- What to produce:
In the lines below, output everything from the first line through the line containing "flex flex-col bg-white" exactly as it is. Pictures are not part of the output.

----- Provided material

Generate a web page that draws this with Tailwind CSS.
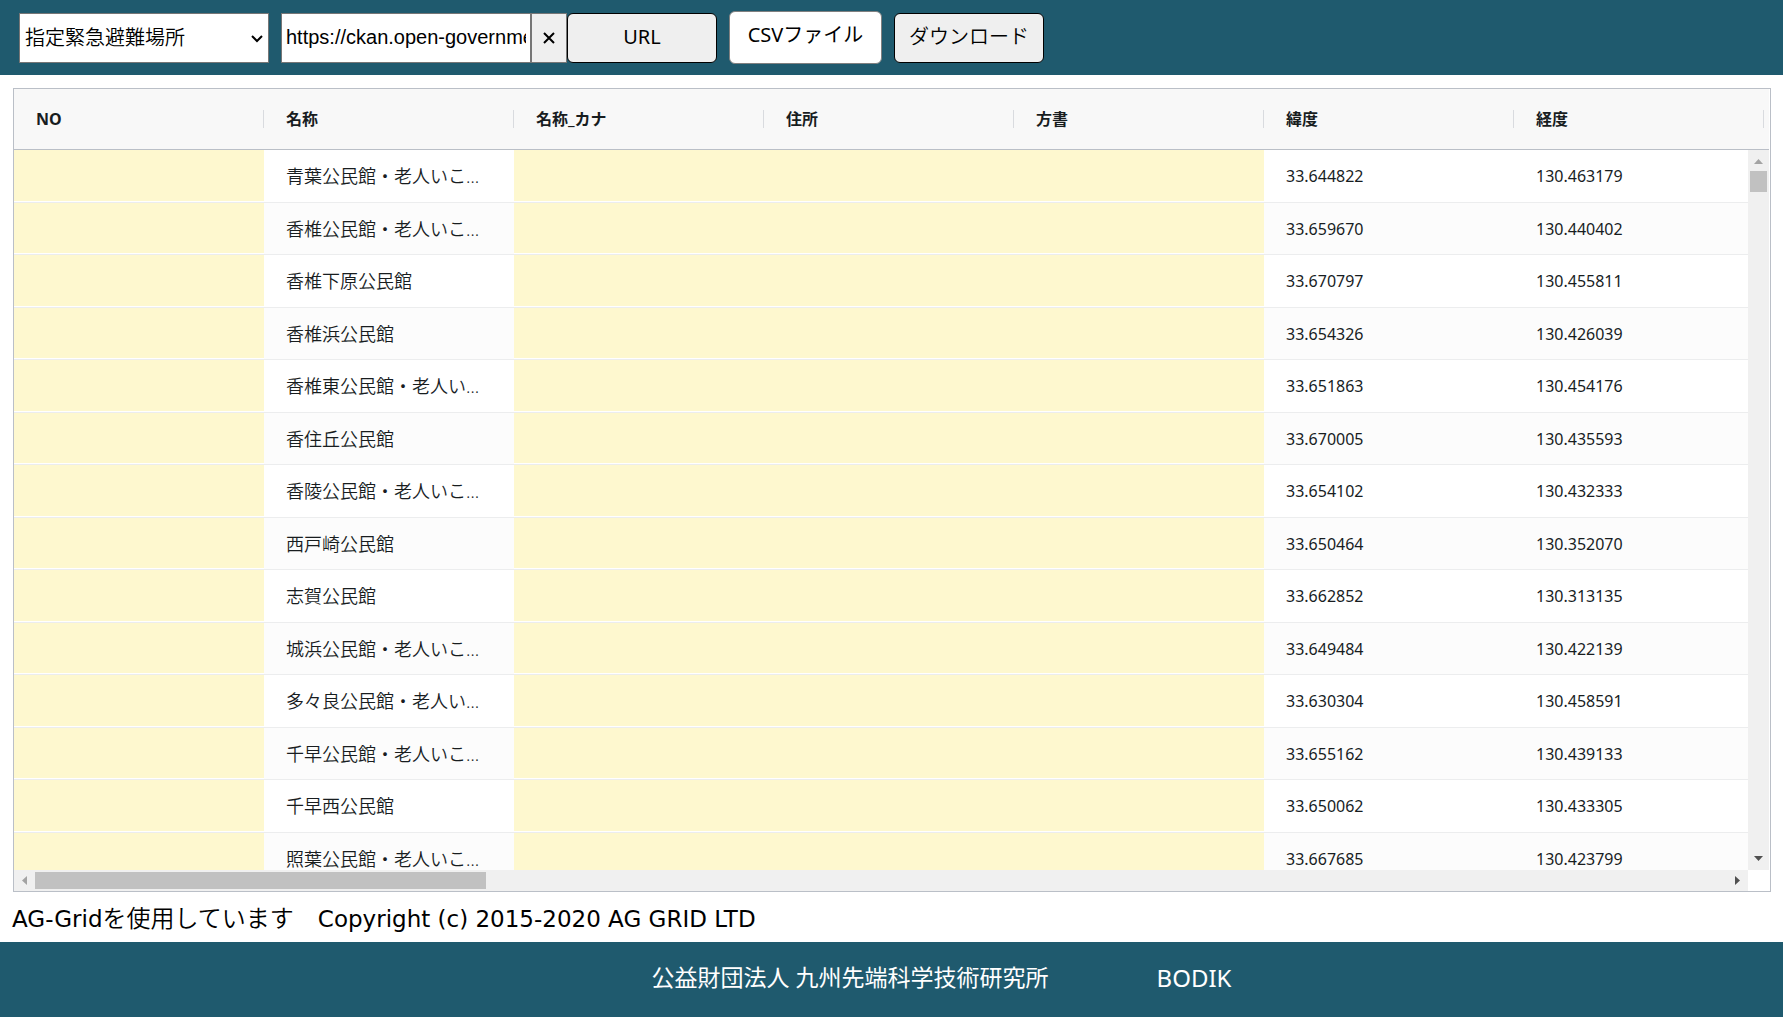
<!DOCTYPE html>
<html lang="ja">
<head>
    <meta charset="UTF-8">
    <meta name="viewport" content="width=device-width, initial-scale=1.0">
    <title>指定緊急避難場所 | BODIK</title>
    <script src="https://cdn.jsdelivr.net/npm/@tailwindcss/browser@4"></script>
</head>
<body class="h-screen flex flex-col bg-white text-black font-['Noto_Sans','Noto_Sans_CJK_JP',sans-serif]">

    <!-- ツールバー -->
    <header class="h-[75px] shrink-0 flex items-center gap-3 pl-[19px] bg-[#1f5a6e] text-xl">
        <div class="relative">
            <select aria-label="データセット" class="block appearance-none w-[250px] h-[50px] pl-[5px] bg-white border border-[#767676] font-[350]">
                <option>指定緊急避難場所</option>
            </select>
            <svg class="absolute right-[6px] top-[22px] w-3 h-2 pointer-events-none" viewBox="0 0 12 8" fill="none" stroke="black" stroke-width="2"><path d="M1 1l5 5 5-5"/></svg>
        </div>
        <div class="flex items-center">
            <input type="text" aria-label="CSVのURL" value="https://ckan.open-governmentdata.org/dataset/" class="w-[250px] h-[50px] px-1 bg-white border border-[#767676] font-['Liberation_Sans',sans-serif]">
            <button type="button" aria-label="クリア" class="w-9 h-[50px] flex items-center justify-center bg-[#efefef] border border-[#767676]">
                <svg class="w-3 h-3" viewBox="0 0 12 12" fill="none" stroke="black" stroke-width="2"><path d="M1 1l10 10M11 1L1 11"/></svg>
            </button>
            <button type="button" class="w-[150px] h-[50px] pb-0.5 bg-[#efefef] border border-black rounded-md">URL</button>
        </div>
        <label for="csvFile" class="w-[153px] h-[53px] pb-1.5 flex items-center justify-center bg-white border border-[#808080] rounded-md">CSVファイル</label>
        <input type="file" id="csvFile" accept=".csv" class="hidden">
        <button type="button" class="w-[150px] h-[50px] pb-0.5 bg-[#efefef] border border-black rounded-md font-[350]">ダウンロード</button>
    </header>

    <!-- データ一覧 -->
    <main class="flex-1 min-h-0 mt-[13px] ml-[13px] mr-3 pr-px flex flex-col relative border border-[#babfc7] text-[#181d1f]">
        <div class="flex-1 min-h-0 overflow-hidden">
            <table class="w-[2000px] table-fixed border-separate border-spacing-0 text-left">
                <thead id="gridHead" class="bg-[#f8f8f8]"></thead>
                <tbody id="gridBody"></tbody>
            </table>
        </div>

        <!-- 横スクロールバー -->
        <div class="h-[21px] mr-[21px] shrink-0 flex items-center justify-between px-2 bg-[#f0f0f0]">
            <div class="flex items-center gap-2">
                <svg class="w-[5px] h-[9px]" viewBox="0 0 5 9" fill="#a3a3a3"><path d="M5 0v9L0 4.5z"/></svg>
                <div class="w-[451px] h-[17px] bg-[#c1c1c1]"></div>
            </div>
            <svg class="w-[5px] h-[9px]" viewBox="0 0 5 9" fill="#505050"><path d="M0 0v9l5-4.5z"/></svg>
        </div>

        <!-- 縦スクロールバー -->
        <div class="absolute top-[61px] bottom-[21px] right-px w-[21px] py-[9px] flex flex-col items-center justify-between bg-[#f0f0f0]">
            <div class="flex flex-col items-center gap-[7px]">
                <svg class="w-[9px] h-[5px]" viewBox="0 0 9 5" fill="#a3a3a3"><path d="M0 5h9L4.5 0z"/></svg>
                <div class="w-[17px] h-[21px] bg-[#c1c1c1]"></div>
            </div>
            <svg class="w-[9px] h-[5px]" viewBox="0 0 9 5" fill="#505050"><path d="M0 0h9L4.5 5z"/></svg>
        </div>
    </main>

    <p class="h-[50px] shrink-0 pl-3 pt-1 flex items-center text-[23px] whitespace-pre font-['DejaVu_Sans','Noto_Sans_CJK_JP',sans-serif]">AG-Grid<span class="text-2xl font-[350]">を使用しています　</span>Copyright (c) 2015-2020 AG GRID LTD</p>

    <footer class="h-[75px] shrink-0 flex items-center justify-center gap-[108px] pl-[100px] pb-1 bg-[#1f5a6e] text-white">
        <span class="text-[23px]">公益財団法人 九州先端科学技術研究所</span>
        <span class="text-2xl">BODIK</span>
    </footer>

    <script>
        const columns = ['NO', '名称', '名称_カナ', '住所', '方書', '緯度', '経度', ''];
        const rows = [
            ['青葉公民館・老人いこいの家', '33.644822', '130.463179'],
            ['香椎公民館・老人いこいの家', '33.659670', '130.440402'],
            ['香椎下原公民館', '33.670797', '130.455811'],
            ['香椎浜公民館', '33.654326', '130.426039'],
            ['香椎東公民館・老人いこいの家', '33.651863', '130.454176'],
            ['香住丘公民館', '33.670005', '130.435593'],
            ['香陵公民館・老人いこいの家', '33.654102', '130.432333'],
            ['西戸崎公民館', '33.650464', '130.352070'],
            ['志賀公民館', '33.662852', '130.313135'],
            ['城浜公民館・老人いこいの家', '33.649484', '130.422139'],
            ['多々良公民館・老人いこいの家', '33.630304', '130.458591'],
            ['千早公民館・老人いこいの家', '33.655162', '130.439133'],
            ['千早西公民館', '33.650062', '130.433305'],
            ['照葉公民館・老人いこいの家', '33.667685', '130.423799']
        ];

        // 値のない必須項目は黄色で表示する
        const emptyCell = '<td class="border-b border-[#ecedee] bg-[#fef8cf] shadow-[inset_0_-1px_0_#ffffff]"></td>';
        const nameCell = v => `<td class="px-[22px] border-b border-[#ecedee] text-lg leading-6 font-[350]"><div class="w-[200px] truncate">${v}</div></td>`;
        const numCell = v => `<td class="px-[22px] border-b border-[#ecedee] text-base leading-6">${v}</td>`;

        document.getElementById('gridHead').innerHTML = '<tr class="h-[61px]">' + columns.map(c => `
            <th class="p-0 border-b border-[#babfc7]">
                <div class="h-[18px] pl-[22px] flex items-center border-r border-[#d9dbdf] text-base font-bold">${c}</div>
            </th>`).join('') + '</tr>';

        document.getElementById('gridBody').innerHTML = rows.map(([name, lat, lng]) => `
            <tr class="odd:h-[53px] even:h-[52px] even:bg-[#fcfcfc]">
                ${emptyCell}${nameCell(name)}${emptyCell}${emptyCell}${emptyCell}${numCell(lat)}${numCell(lng)}
                <td class="border-b border-[#ecedee]"></td>
            </tr>`).join('');
    </script>
</body>
</html>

----------

- Written solution:
Generate a web page that draws this with Tailwind CSS.
<!DOCTYPE html>
<html lang="ja">
<head>
    <meta charset="UTF-8">
    <meta name="viewport" content="width=device-width, initial-scale=1.0">
    <title>指定緊急避難場所 | BODIK</title>
    <script src="https://cdn.jsdelivr.net/npm/@tailwindcss/browser@4"></script>
</head>
<body class="h-screen flex flex-col bg-white text-black font-['Noto_Sans','Noto_Sans_CJK_JP',sans-serif]">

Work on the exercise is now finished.